As such films go, things fall apart. Heinz leaves Nathalie for a younger woman, her mother dies, and she inherits a cat named Pandora to whom she is allergic (or so says the script, though Nathalie shows no outward signs of being so). Allegorically speaking, we are about to open Pandora's box. Nathalie even loses her job with the publishing house, which suddenly discovers there really isn't much of a market for a firm that only sells philosophy books. Hello! This has been the case since the 1970s. Sorry, but I can't believe that anyone in the 21st century is making big royalties from publishing cheap paperback philosophy tracts. Nor do I believe that it took France 40 years to discover that academic presses aren't goldmines. But for now, let's assume that any of this is remotely plausible. Nathalie's reaction to her snowballing misfortunes? "The future seems compromised."

If only this were the singular thing in this film that was compromised. It plays like Woody Allen at his worst. As in Allen's films, no one in Things to Come speaks like a normal human being. This is certainly the case of Nathalie's high school students, all of whom seem to be like Jean-Paul Sartre in teen garb. Moreover, Natalie's laconic acceptance for her new reality strikes all of the wrong notes, even though we are supposed to imagine that she has been freed to pursue an authentic existential self. I have lived an academic life and I have seen intellectuals dissolve their relationships. Can I just say that most of these partings are more Nietzsche than Sartre?

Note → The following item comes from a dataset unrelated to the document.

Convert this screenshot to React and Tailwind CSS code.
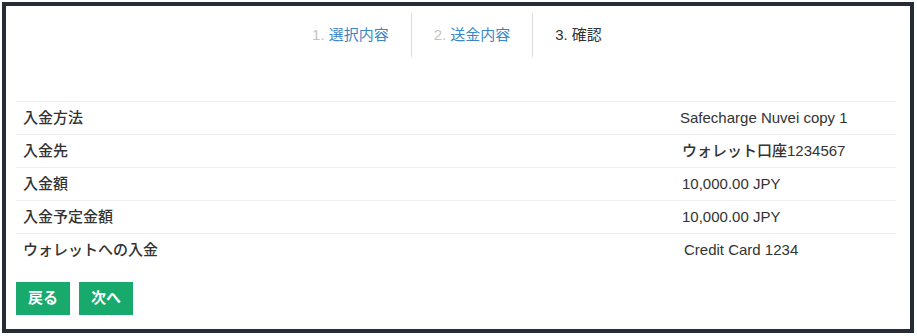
import React from 'react';

const steps = [
  { num: '1.', label: '選択内容', active: false },
  { num: '2.', label: '送金内容', active: false },
  { num: '3.', label: '確認', active: true },
];

const rows = [
  { label: '入金方法', value: 'Safecharge Nuvei copy 1', pad: 'pl-[7px]' },
  {
    label: '入金先',
    value: (
      <>
        <span className="font-medium">ウォレット口座</span>1234567
      </>
    ),
    pad: 'pl-[9px]',
  },
  { label: '入金額', value: '10,000.00 JPY', pad: 'pl-[9px]' },
  { label: '入金予定金額', value: '10,000.00 JPY', pad: 'pl-[9px]' },
  { label: 'ウォレットへの入金', value: 'Credit Card 1234', pad: 'pl-[11px]' },
];

export default function App() {
  return (
    <div
      className="w-[917px] h-[336px] bg-white p-[2px]"
      style={{ fontFamily: '"Liberation Sans", "Noto Sans CJK JP", sans-serif' }}
    >
      <div className="w-[912px] h-[331px] border-[4px] border-[#262c34] bg-white flex flex-col">
        {/* Steps */}
        <div className="flex justify-center mt-[7px] -translate-x-[1px]">
          {steps.map((s, i) => (
            <div
              key={s.num}
              className={`h-[44px] flex items-center px-[22px] text-[15px] ${i > 0 ? 'border-l border-[#dcdcdc]' : ''}`}
            >
              {s.active ? (
                <span className="text-[#333]">
                  {s.num} {s.label}
                </span>
              ) : (
                <>
                  <span className="text-[#c4c4c4]">{s.num}</span>
                  <span className="text-[#3b86c4] ml-[4px]">{s.label}</span>
                </>
              )}
            </div>
          ))}
        </div>

        {/* Confirm table */}
        <div className="mt-[44px] ml-[10px] w-[880px]">
          {rows.map((r) => (
            <div
              key={r.label}
              className="grid grid-cols-[657px_1fr] h-[33px] items-center border-t border-[#f0f0f0] text-[15px] text-[#333]"
            >
              <div className="pl-[7px] font-medium">{r.label}</div>
              <div className={r.pad}>{r.value}</div>
            </div>
          ))}
        </div>

        {/* Buttons */}
        <div className="flex gap-[9px] ml-[10px] mt-[16px]">
          <button className="h-[33px] px-[12px] bg-[#18a96c] text-white text-[15px] font-bold">戻る</button>
          <button className="h-[33px] px-[12px] bg-[#18a96c] text-white text-[15px] font-bold">次へ</button>
        </div>
      </div>
    </div>
  );
}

I get the fact that Nathalie is stuck in 1968, the year France was in rebellion, students like she were at the barricades, and the French Fifth Republic nearly tumbled. I also know that the ideas were taken very seriously back that. Keywords: back then. Nathalie isn't a Marxist gamine anymore; she lives the bourgeois life she loves to critique. In like manner, Fabien fancies himself an anarchist but he's really, as Heinz points out, an impolite leech. Nathalie later visits him at a self-styled anarchist commune tucked among the Rhône-Alpes peaks that replicates some of the worst 60s-style chauvinism. Other than that, it seems more like a ski chalet than a commune.

A scene that makes even less sense takes place in the Paris movie theater, where a man gropes Nathalie. Who the hell is he? A former lover? A pervert? We never find out. When Nathalie storms out of the movie, the man follows her, but never says a word before sulking off when Nathalie yells, "I'm not in the mood." This is a creepy scene with a distressingly trite resolution.

You don't need to be a philosophy major to figure out this film's themes. Natalie is an aging 50s-something woman on the cusp of losing her desirability. (She's actually 64.) Her daughter and her child represent the continuation of her physical life and Fabien and his circle are symbolic of her intellectual legacy. Natalie needs to reinvent herself for the final phase of her life, lest she end up like her whiny mother. All of this is so heavy-handed that this film can be said to be seriously compromised.